The Home Secretary said that one reason for the legislation was that it should act as a deterrent. In its response to the legislation the Prison Officers Association has queried that motive, and suggested that in its experience the majority of prisoners who have been, or are likely to be, involved in serious disturbances in prisons are long-term prisoners who may not be deterred by the legislation. One curious factor about the disturbances in Northern Ireland is that they are taking place not among long-term prisoners, but primarily among remand prisoners. That makes me believe that there might be some validity in the deterrence argument.

If an additional offence were created, it might dissuade remand prisoners from continuing with their actions in the Crumlin road prison. Whatever weight one attaches to that argument--I am not sure how much to give it--I believe that detection, not deterrence is the important factor. We must detect those prisoners causing problems and there should be a proper system of management and control within the prison.

The hon. Member for Birmingham, Erdington (Mr. Corbett) asked if it would help if the legislation were extended to cover Northern Ireland. I am not sure whether it is best to take the matter out of the prison discipline system and put it into the courts. If that is to be done, I hope that it will be done in a much better way that in the Bill, which is too widely drafted. I entirely endorse the comments of other hon. Members on the Bill's width.
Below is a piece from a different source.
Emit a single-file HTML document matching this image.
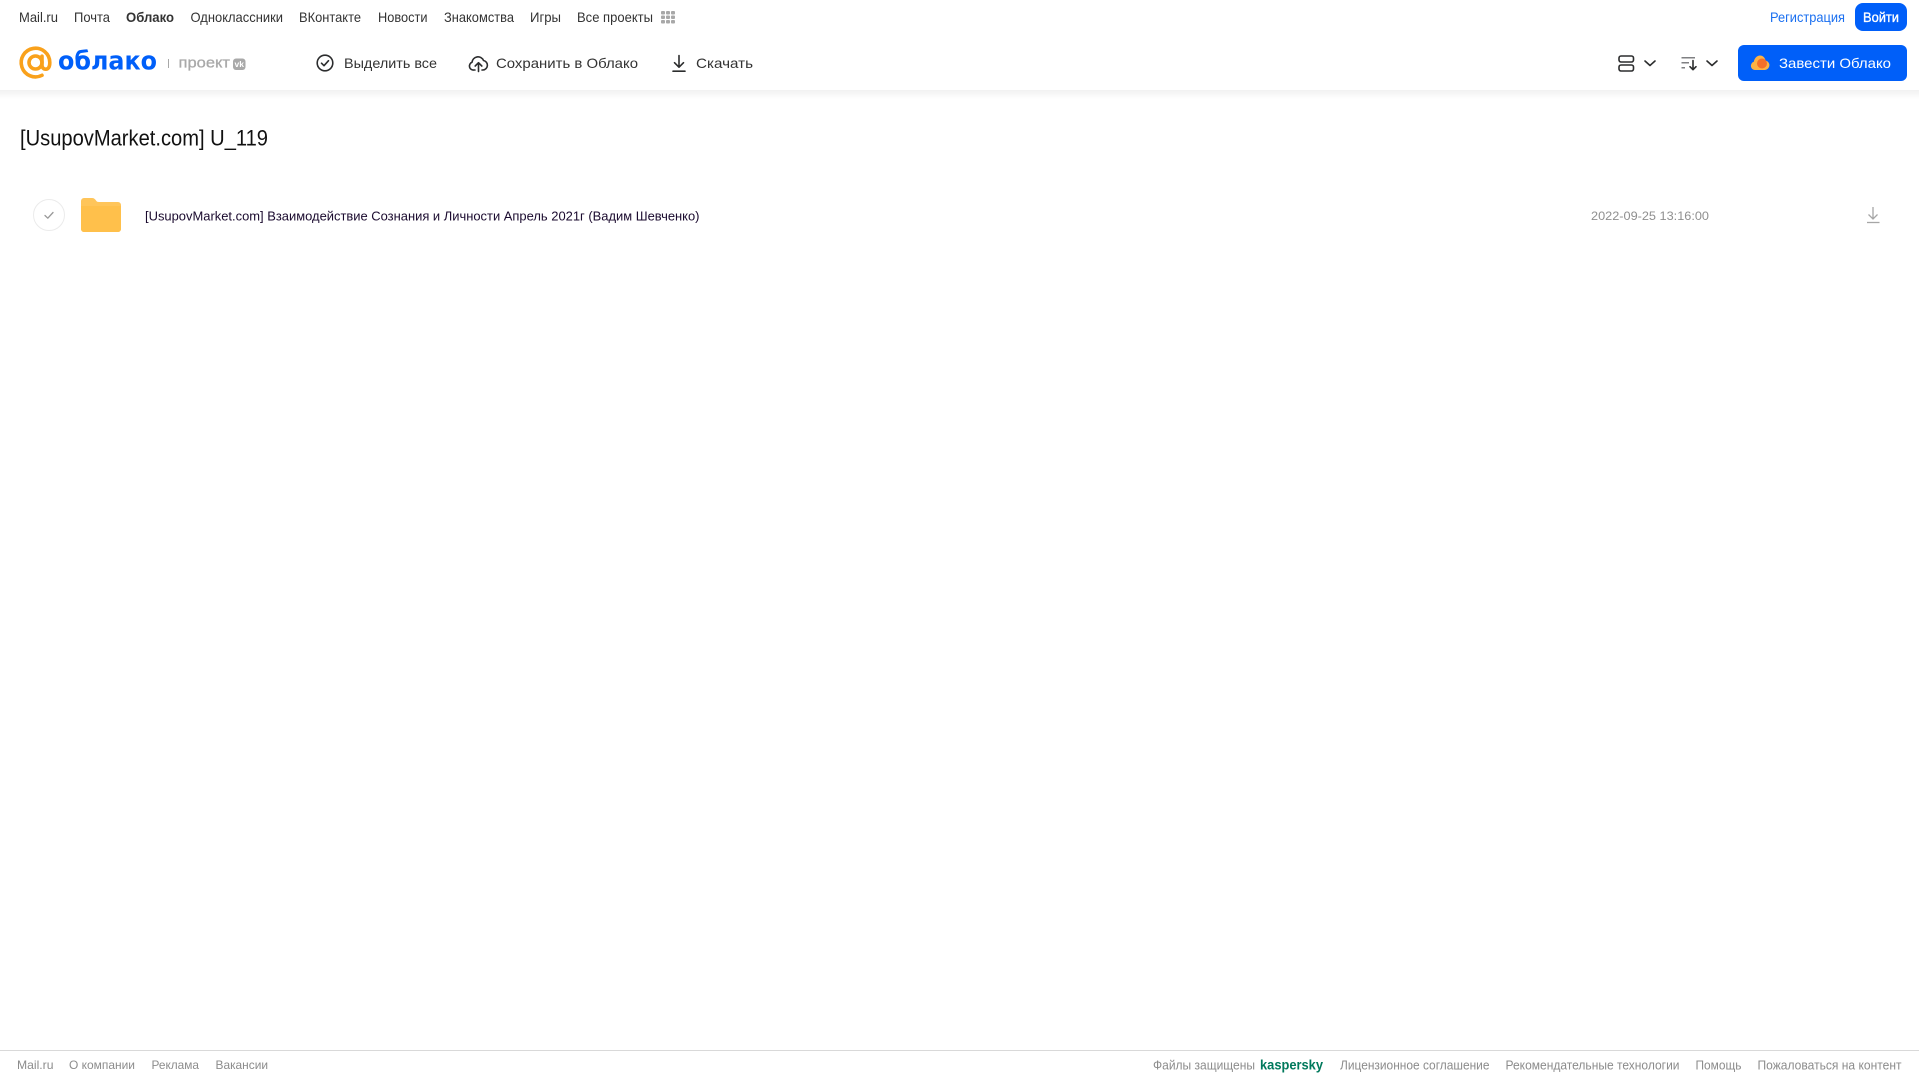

I agree with the hon. Member for Harborough (Sir J. Farr) that, if we take such action, we should do so on a United Kingdom not a Northern Ireland, basis. If the legislation is introduced in England and Wales to create a new offence that must be handled through the courts, while in Northern Ireland a similar offence will be left to internal prison discipline, with comparatively minor penalties, we shall have the worst of all worlds in Northern Ireland. It seems most likely that we shall be left in that position. I hope that that will not happen, and that the legislation will be significantly amended in Committee.

6.26 pm

Mr. Richard Alexander (Newark) : I apologise to the House because, as soon as I sit down, I shall have to attend a committee and, as I am standing for office, I think that I should be there.

In my view, and I think that of virtually everyone in the House, the public were rightly appalled last year when they saw the unprecedented violence committed on the roof of Strangeways and heard of the threats, often of a sinister nature, to other inmates. They were even more concerned when they learned that all that was likely to happen to the perpetrators was that they would lose some remission.

I served as chairman of the board of visitors at Ranby prison before entering the House, so I know the restrictions on punishment that can be awarded in prison.